不久,张忠华被派到黄桷垭去搬运东西,不知怎么跑到肉店去抢了把刀出来把一个人杀了。这下不得了,公安局找了几个精神病专家来作鉴定,结论是精神病不负刑责,交由单位监管。运输社无奈,给他戴上自制的脚镣手铐,关在一个黑屋里,派8个搬运工,2人一班,24小时值守,由社里付工资加津贴。
不到半年,靠收搬运工人管理费维持开支的运输社财务告罄,减人,8人减成6人,6人减成4人。4个人两人一班要值12个小时,还取消了津贴。心生不满的临时看守就暗地伙同他人故意把锯片扔进黑屋。张忠华悄悄用据片据断脚镣手铐和铁窗条,一下跑出去了。这下乱了套,精神病杀人不负刑责的,运输社的书记、主任、人事干部等吓得家也不敢回,班也不敢上,要我这个“工代干”带几个胆大的年轻人去捉人。我带着夏保庆、夏保华两兄弟等几个身强力壮胆子大的南江老知青到弹子石、海棠溪、上新街、玄坛庙等地到处去寻找疯子张忠华。终于,在野猫溪一个几十米深的下水道里,发现了满身泥水的他,好说歹说劝他出来。我们和和气气地领他去餐馆吃了饭,理了发,然后带他到家里去换了衣服。运输社又把他关了起来。我应聘到长寿湖渔场子弟中学教了几年书调回区委宣传部时,听说他已经去世了。

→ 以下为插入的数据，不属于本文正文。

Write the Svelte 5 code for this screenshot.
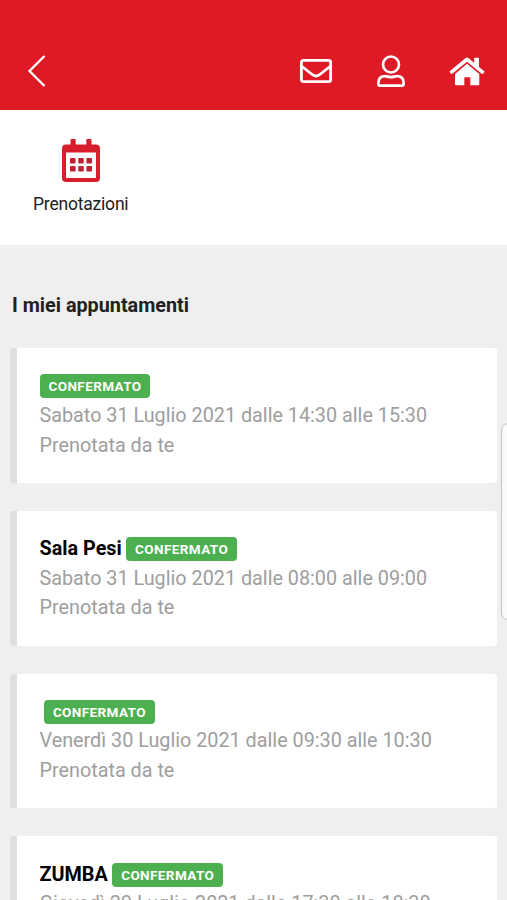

张忠华事件发生前后,随着改革开放和经济形势的发展,以人力搬运为主的上新街运输合作社也开始发展汽车运输,贷款买了几个翻斗车,聘了几个临时驾驶员。一天一个临时驾驶员驾车过石板坡长江大桥在南坪隧道(现南坪那两眼隧道已经撤除)旁,把一个做清洁的大妈碾压离世。死者家属黑压压地冲上运输社简陋的办公室,哭声、骂声、吵闹声,温水瓶、玻璃杯砸碎一地;闻讯而来的死者娘家农村亲戚源源不断从各地赶来,逮到人就拉着去长江跳河.......。完全没有处理车祸经验的运输社干部不知所措,挣脱得了身就跑,挣脱不了的就赖。尽管运输社的主要领导书记淦金禄和主任张祥富是文盲和半文盲,班组里除了知青还有一些社会经验丰富的老社青和历次政治运动从各个单位清洗出来的人。大家联系交警,安排死者家属在上新街旅馆住宿吃饭,开追悼会,商定赔偿金额,处理善后事宜等。最后,我和同事陪着死者家属去四公里火葬场,当看见死者被倒着推进火炉,头部和上面的白发瞬间就被火焰吞没时,心中突然一阵刺疼,真正理会到什么叫人生无常。